6 Ocak 2019 Pazar

Özge'nin Şefkatli Eğitmen Günlüğü Ocak - I

Sura Hart ne diyor?
Çocukların size karşı dürüst olmalarını bekliyorsanız, bu mesajı iletmenin en iyi yolu onlarla dürüstçe konuşun ve duyduğunuzu onaylamıyor veya beğenmiyor olsanız bile, onlar konuştuğunda saygıyla dinleyin.
Söylediklerini beğenmeseniz de, onaylamasanız da bir çocuğun anlattıklarını dinleyebilir misiniz? Eğer yapamıyorsanız bu becerinizi geliştirmeyi düşünün.


Ben ne düşünüyorum?
Çocuklarda beklediğim değişimleri görebilmek için onları önce kendimde yaşatmam gerektiğinin farkındayım. Sınıf ortamı, okul hayatı, öğretmenlik böyle bir şeyin üzerine kurulu değil mi? Şimdiki halimizde, üzerimizde hangi öğretmenlerin izi var en çok? Ve hangi izler karakterimize etki etmiş, kimbilir.


Ben ne yaparsam ayna gibi farklı şekillerde bunları göreceğimi biliyorum. Bazen sesleniş tarzım, bazen tekrarladığım bir kelime, konuşurken oynattığım ellerim…
Dürüstlük, dinleme, açıklıkla konuşma gibi başlıklarda da aynı şey geçerli.
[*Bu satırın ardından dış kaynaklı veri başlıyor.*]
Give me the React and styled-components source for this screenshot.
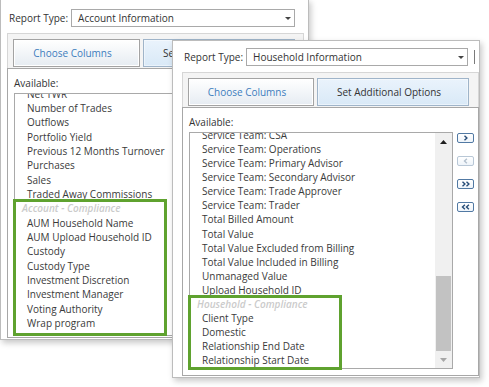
import React from "react";
import styled, { createGlobalStyle } from "styled-components";

const GlobalStyle = createGlobalStyle`
  html, body {
    margin: 0;
    padding: 0;
    background: #ffffff;
  }
  body {
    font-family: "Segoe UI", "Open Sans", sans-serif;
    font-size: 10px;
    color: #333333;
  }
`;

const accountColumns = [
  "Net TWR",
  "Number of Trades",
  "Outflows",
  "Portfolio Yield",
  "Previous 12 Months Turnover",
  "Purchases",
  "Sales",
  "Traded Away Commissions",
];

const accountCompliance = [
  "AUM Household Name",
  "AUM Upload Household ID",
  "Custody",
  "Custody Type",
  "Investment Discretion",
  "Investment Manager",
  "Voting Authority",
  "Wrap program",
];

const householdColumns = [
  "Service Team: CSA",
  "Service Team: Operations",
  "Service Team: Primary Advisor",
  "Service Team: Secondary Advisor",
  "Service Team: Trade Approver",
  "Service Team: Trader",
  "Total Billed Amount",
  "Total Value",
  "Total Value Excluded from Billing",
  "Total Value Included in Billing",
  "Unmanaged Value",
  "Upload Household ID",
];

const householdCompliance = [
  "Client Type",
  "Domestic",
  "Relationship End Date",
  "Relationship Start Date",
];

const Chevrons = ({ dir, count }) => {
  const xs = count === 2 ? [4.5, 8.5] : [6.5];
  const d = xs
    .map((x) =>
      dir === "right"
        ? `M${x} 1.8 L${x + 2.4} 4 L${x} 6.2`
        : `M${x + 2.4} 1.8 L${x} 4 L${x + 2.4} 6.2`
    )
    .join(" ");
  return (
    <svg width="15" height="8" viewBox="0 0 15 8">
      <path d={d} fill="none" stroke="currentColor" strokeWidth="1.4" />
    </svg>
  );
};

const Caret = ({ up }) => (
  <svg width="7" height="4" viewBox="0 0 7 4">
    <path d={up ? "M0 4 L3.5 0 L7 4 Z" : "M0 0 L7 0 L3.5 4 Z"} fill="currentColor" />
  </svg>
);

const Dialog = ({
  x, y, w, h, pad, reportType, selectW, tick, tabWidths,
  listH, rowH, cut, items, groupTitle, groupItems, groupPad,
}) => (
  <Window $x={x} $y={y} $w={w} $h={h} $pad={pad}>
    <Header>
      <Label>Report Type:</Label>
      <Select $w={selectW}>
        <span>{reportType}</span>
        <DropArrow>
          <svg width="6" height="3" viewBox="0 0 6 3">
            <path d="M0 0 H6 L3 3 Z" fill="currentColor" />
          </svg>
        </DropArrow>
      </Select>
      {tick && <Tick />}
    </Header>
    <Frame>
      <TabStrip>
        <Tab $w={tabWidths[0]}>Choose Columns</Tab>
        <Tab $w={tabWidths[1]} $active>Set Additional Options</Tab>
      </TabStrip>
      <Content>
        <Caption>Available:</Caption>
        <ListArea>
          <ListBox $h={listH}>
            <Items>
              <CutRow $h={cut}>
                <CutText $h={rowH}>{items[0]}</CutText>
              </CutRow>
              {items.slice(1).map((item) => (
                <Row key={item} $h={rowH} $indent={12}>{item}</Row>
              ))}
              <Group $padBottom={groupPad}>
                <GroupTitle $h={rowH} $indent={7}>{groupTitle}</GroupTitle>
                {groupItems.map((item) => (
                  <Row key={item} $h={rowH} $indent={12}>{item}</Row>
                ))}
              </Group>
            </Items>
            <ScrollBar>
              <ScrollArrow>
                <Caret up />
              </ScrollArrow>
              <Track>
                <Thumb $h={75} />
              </Track>
              <ScrollArrow $disabled>
                <Caret />
              </ScrollArrow>
            </ScrollBar>
          </ListBox>
          <MoveButtons>
            <MoveButton><Chevrons dir="right" count={1} /></MoveButton>
            <MoveButton $disabled><Chevrons dir="left" count={1} /></MoveButton>
            <MoveButton><Chevrons dir="right" count={2} /></MoveButton>
            <MoveButton><Chevrons dir="left" count={2} /></MoveButton>
          </MoveButtons>
        </ListArea>
      </Content>
    </Frame>
  </Window>
);

const App = () => (
  <>
    <GlobalStyle />
    <Desktop>
      <Dialog
        x={0} y={-1} w={309} h={341} pad="9px 4px 1px 6px"
        reportType="Account Information" selectW={224}
        tabWidths={[127, 152]} listH={243} rowH={14.35} cut={7}
        items={accountColumns} groupTitle="Account - Compliance"
        groupItems={accountCompliance} groupPad={3}
      />
      <Dialog
        x={172} y={40} w={308} h={338} pad="7px 0 1px 9px"
        reportType="Household Information" selectW={222} tick
        tabWidths={[126, 152]} listH={237} rowH={14.1} cut={9}
        items={householdColumns} groupTitle="Household - Compliance"
        groupItems={householdCompliance} groupPad={0}
      />
    </Desktop>
  </>
);

const Desktop = styled.div`
  position: relative;
  width: 489px;
  height: 387px;
  overflow: hidden;
  background: #ffffff;
`;

// the dialogs are windows lying on a canvas, so each one is placed by coordinates
const Window = styled.div`
  position: absolute;
  left: ${(p) => p.$x}px;
  top: ${(p) => p.$y}px;
  width: ${(p) => p.$w}px;
  height: ${(p) => p.$h}px;
  box-sizing: border-box;
  display: flex;
  flex-direction: column;
  padding: ${(p) => p.$pad};
  background: #ffffff;
  border: 1px solid #bcbcbc;
  box-shadow: 2px 3px 6px rgba(0, 0, 0, 0.22);
`;

const Header = styled.div`
  display: flex;
  align-items: center;
  height: 18px;
  padding-left: 2px;
  margin-bottom: 6px;
`;

const Label = styled.span`
  margin-right: 3px;
  white-space: nowrap;
  line-height: 14px;
`;

const Select = styled.div`
  box-sizing: border-box;
  width: ${(p) => p.$w}px;
  height: 18px;
  flex-shrink: 0;
  display: flex;
  align-items: center;
  justify-content: space-between;
  padding: 0 3px 0 6px;
  border: 1px solid #a9a9a9;
  background: #ffffff;
  white-space: nowrap;
`;

const DropArrow = styled.span`
  display: flex;
  color: #444444;
`;

const Tick = styled.span`
  width: 1px;
  height: 14px;
  margin-left: 6px;
  background: #7a7a7a;
`;

const Frame = styled.div`
  flex: 1;
  display: flex;
  flex-direction: column;
  border: 1px solid #d6d6d6;
  background: #f4f4f4;
`;

const TabStrip = styled.div`
  display: flex;
  gap: 3px;
  padding: 5px 0 1px 5px;
`;

const Tab = styled.div`
  box-sizing: border-box;
  width: ${(p) => p.$w}px;
  height: 28px;
  flex-shrink: 0;
  display: flex;
  align-items: center;
  justify-content: center;
  padding-right: 8px;
  white-space: nowrap;
  border: 1px solid ${(p) => (p.$active ? "#9fb4c9" : "#a3a3a3")};
  box-shadow: inset 0 0 0 1px
    ${(p) => (p.$active ? "rgba(255, 255, 255, 0.45)" : "#ffffff")};
  background: ${(p) =>
    p.$active
      ? "linear-gradient(#eaf3fc, #d9e9f7)"
      : "linear-gradient(#ffffff, #e6ecf2)"};
  color: ${(p) => (p.$active ? "#333333" : "#3d7dbd")};
`;

const Content = styled.div`
  flex: 1;
  margin: 0 -1px -1px;
  padding: 7px 6px 0;
  border: 1px solid #a7a7a7;
  background: #ffffff;
`;

const Caption = styled.div`
  line-height: 14px;
  margin-bottom: 3px;
`;

const ListArea = styled.div`
  display: flex;
  align-items: flex-start;
`;

const ListBox = styled.div`
  box-sizing: border-box;
  width: 264px;
  height: ${(p) => p.$h}px;
  flex-shrink: 0;
  display: flex;
  border: 1px solid #a9a9a9;
  background: #ffffff;
`;

const Items = styled.div`
  flex: 1;
  min-width: 0;
`;

const Row = styled.div`
  height: ${(p) => p.$h}px;
  line-height: ${(p) => p.$h}px;
  padding-left: ${(p) => p.$indent}px;
  white-space: nowrap;
  color: #3a3a3a;
`;

const CutRow = styled.div`
  height: ${(p) => p.$h}px;
  overflow: hidden;
  display: flex;
  align-items: flex-end;
  padding-left: 12px;
  white-space: nowrap;
  color: #3a3a3a;
`;

const CutText = styled.span`
  flex-shrink: 0;
  line-height: ${(p) => p.$h}px;
`;

const Group = styled.div`
  width: 150px;
  padding-bottom: ${(p) => p.$padBottom}px;
  outline: 3px solid #5fa22f;
  outline-offset: -1px;
`;

const GroupTitle = styled(Row)`
  font-style: italic;
  font-weight: 600;
  color: #cbcbcb;
`;

const ScrollBar = styled.div`
  width: 17px;
  flex-shrink: 0;
  display: flex;
  flex-direction: column;
  background: #f0f0f0;
`;

const ScrollArrow = styled.div`
  height: 17px;
  display: flex;
  align-items: center;
  justify-content: center;
  color: ${(p) => (p.$disabled ? "#a6a6a6" : "#1e1e1e")};
`;

const Track = styled.div`
  flex: 1;
  display: flex;
  flex-direction: column;
  justify-content: flex-end;
  align-items: center;
`;

const Thumb = styled.div`
  width: 15px;
  height: ${(p) => p.$h}px;
  background: #c2c2c2;
`;

const MoveButtons = styled.div`
  display: flex;
  flex-direction: column;
  gap: 13px;
  margin: 1px 0 0 4px;
`;

const MoveButton = styled.div`
  box-sizing: border-box;
  width: 17px;
  height: 10px;
  display: flex;
  align-items: center;
  justify-content: center;
  border: 1px solid ${(p) => (p.$disabled ? "#b8c7d6" : "#5179a3")};
  border-radius: 2px;
  background: linear-gradient(#ffffff, #eef4fa);
  color: ${(p) => (p.$disabled ? "#b3c0ce" : "#274d78")};
`;

export default App;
Sınıfta yaşatmak istediğim şeyi önce benim içselleştirmem gerek.


Çocuklarla nasıl paylaşıyorum?
İlk zamanlar dinlemeyi sık sık çalıştık çocuklarla. Saygıyla, açıklıkla dinlemeden önceki yolları aradık. İnsan nasıl dinler, dinlediğinde ne fark eder, birbirimizi dinlediğimizi nasıl anlarız gibi sorularla doğada alıştırmalar yaptık, değerlendirmesini aldık. Birbirimizi dinlemekle, duymak arasındaki farkları ve iletişimin gerçekleşmesi için oluşması gereken zemini konuşmuş olduk böylece.
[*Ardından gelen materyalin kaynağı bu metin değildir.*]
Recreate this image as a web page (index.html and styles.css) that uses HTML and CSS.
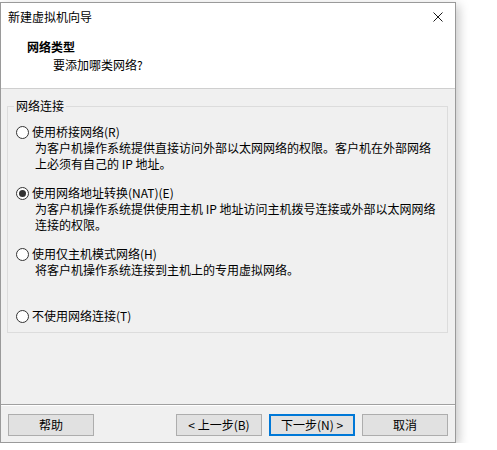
FILE: index.html
```html
<!DOCTYPE html>
<html lang="zh-CN">
<head>
    <meta charset="UTF-8">
    <meta name="viewport" content="width=device-width, initial-scale=1.0">
    <title>新建虚拟机向导</title>
    <link rel="stylesheet" href="styles.css">
</head>
<body>
    <div class="wizard">
        <div class="titlebar">
            <span class="title">新建虚拟机向导</span>
            <span class="close">
                <svg width="10" height="10" viewBox="0 0 10 10">
                    <path d="M0.5 0.5 L9.5 9.5 M9.5 0.5 L0.5 9.5" stroke="#1a1a1a" stroke-width="1" fill="none"/>
                </svg>
            </span>
        </div>

        <div class="header">
            <div class="header-title">网络类型</div>
            <div class="header-sub">要添加哪类网络?</div>
        </div>

        <div class="content">
            <fieldset class="group">
                <legend>网络连接</legend>

                <div class="option">
                    <div class="radio-row"><span class="radio"></span>使用桥接网络(R)</div>
                    <div class="desc">为客户机操作系统提供直接访问外部以太网网络的权限。客户机在外部网络<br>上必须有自己的 IP 地址。</div>
                </div>

                <div class="option">
                    <div class="radio-row"><span class="radio checked"></span>使用网络地址转换(NAT)(E)</div>
                    <div class="desc">为客户机操作系统提供使用主机 IP 地址访问主机拨号连接或外部以太网网络<br>连接的权限。</div>
                </div>

                <div class="option">
                    <div class="radio-row"><span class="radio"></span>使用仅主机模式网络(H)</div>
                    <div class="desc">将客户机操作系统连接到主机上的专用虚拟网络。</div>
                </div>

                <div class="option last">
                    <div class="radio-row"><span class="radio"></span>不使用网络连接(T)</div>
                </div>
            </fieldset>
        </div>

        <div class="footer">
            <button class="btn">帮助</button>
            <div class="nav">
                <button class="btn">&lt; 上一步(B)</button>
                <button class="btn default">下一步(N) &gt;</button>
                <button class="btn">取消</button>
            </div>
        </div>
    </div>
</body>
</html>
```

FILE: styles.css
```css
body {
    margin: 0;
    background: #fff;
    font-family: "Noto Sans CJK SC", "Noto Sans", sans-serif;
    font-size: 12px;
    color: #000;
}

.wizard {
    box-sizing: border-box;
    width: 456px;
    height: 441px;
    margin-top: 2px;
    border: 1px solid #9a9a9a;
    background: #f0f0f0;
    display: flex;
    flex-direction: column;
    box-shadow: 3px 3px 10px rgba(0, 0, 0, 0.22);
}

.titlebar {
    height: 28px;
    background: #fff;
    display: flex;
    align-items: center;
    justify-content: space-between;
    padding: 0 12px 0 7px;
}

.title {
    line-height: 16px;
}

.close {
    display: flex;
}

.header {
    height: 58px;
    box-sizing: border-box;
    background: #fff;
    border-bottom: 1px solid #cfcfcf;
    padding-top: 7px;
}

.header-title {
    font-weight: bold;
    line-height: 18px;
    padding-left: 26px;
}

.header-sub {
    line-height: 18px;
    padding-left: 52px;
}

.content {
    flex: 1;
}

.group {
    margin: 9px 7px 0 6px;
    border: 1px solid #dcdcdc;
    padding: 10px 0 8px 8px;
}

.group legend {
    padding: 0 2px;
    margin-left: -2px;
    line-height: 16px;
}

.option {
    margin-top: 13px;
}

.option:first-of-type {
    margin-top: 0;
}

.option.last {
    margin-top: 30px;
}

.radio-row {
    display: flex;
    align-items: center;
    line-height: 16px;
}

.radio {
    box-sizing: border-box;
    width: 13px;
    height: 13px;
    border: 1px solid #333;
    border-radius: 50%;
    background: #fff;
    margin-right: 3px;
    display: flex;
    align-items: center;
    justify-content: center;
}

.radio.checked::after {
    content: "";
    width: 7px;
    height: 7px;
    border-radius: 50%;
    background: #333;
}

.desc {
    line-height: 16px;
    padding-left: 19px;
}

.footer {
    height: 38px;
    box-sizing: border-box;
    border-top: 1px solid #a0a0a0;
    box-shadow: inset 0 1px #fff;
    padding: 9px 7px 0 7px;
    display: flex;
    justify-content: space-between;
    align-items: flex-start;
}

.nav {
    display: flex;
    gap: 7px;
}

.btn {
    box-sizing: border-box;
    width: 86px;
    height: 22px;
    background: #e1e1e1;
    border: 1px solid #adadad;
    font-family: inherit;
    font-size: 12px;
    color: #000;
    padding: 0;
    line-height: 18px;
}

.btn.default {
    border-color: #0078d7;
    box-shadow: inset 0 0 0 1px #0078d7;
}
```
Yaş grubu küçük olduğu için öncelikle dinleme becerileriyle ilgili pratikler üzerine yazdım ancak sonradan gelişmeye başladı saygıyla dinleme, dürüstçe paylaşım.
Açıkçası oldukça zor, söylediklerini beğenmediğim, onaylamadığım bir çocuğun anlattıklarını dinlemek. Bu her yaştan insanlar için geçerli aslında. Bu beceriyi geliştirmek için empati kaslarımı çalıştırmaya gayret ediyorum.
“Bu çocuk şu anda bana ne söylüyor?”
“Bunları anlatırken içinde hangi duygu canlı olabilir?”
“Bunları anlatırken karşılamak istediği ihtiyacına baktığımda ne geliyor aklıma?”
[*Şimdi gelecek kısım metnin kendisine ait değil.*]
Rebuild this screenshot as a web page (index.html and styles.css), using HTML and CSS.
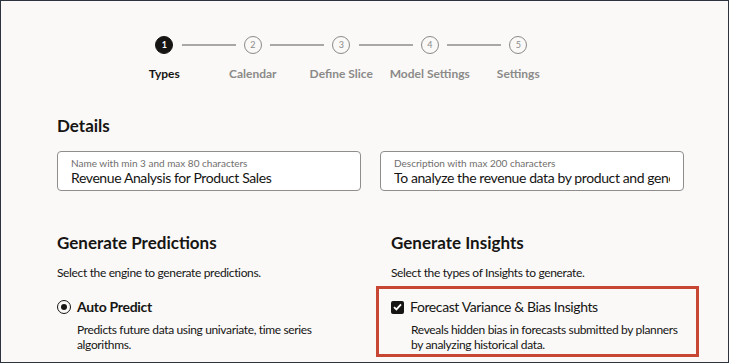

Şiddetsiz iletişimin basamaklarına uygun empatik dinleme becerisi geliştirmeye çalışıyorum. Ancak gerçekten kolay değil. Bunun için tüm varlığında zihinsel olarak orada, kalben de merakla çocuğu dinliyor olman gerekiyor.
Bazen benim karşılayamadığım temel bir ihtiyacım oluyor, bazen bunun için doğru zaman olmuyor, bazen sabırsızca kesiyorum, bazen bilgiç cümlelerle kendimce “doğru”ları paylaşmaya başlıyorum. Bazen de başarıyorum, dinlenildiğinin farkına varan çocuk da çözülüyor yavaş yavaş. Bağlarımız güçlenmiş oluyor.
Hepsinden biraz biraz var.


Kendimi nasıl değerlendiriyorum?
“Hepsinden biraz biraz var.” dediğim renk cümbüşünü kutluyorum. İnsanlık hallerimizle kendimizi yargılamadan, çocuklarla yolculuğumuzda şefkatle becerilerimizi geliştirmeye odaklandığımız anların çoğalmasına seviniyorum.
Öte yandan dinleme konusundaki becerilerimi geliştirmek için konuyu daha sık odağıma alarak, bu konuda çocuklardan da geribildirim istemeyi düşünüyorum.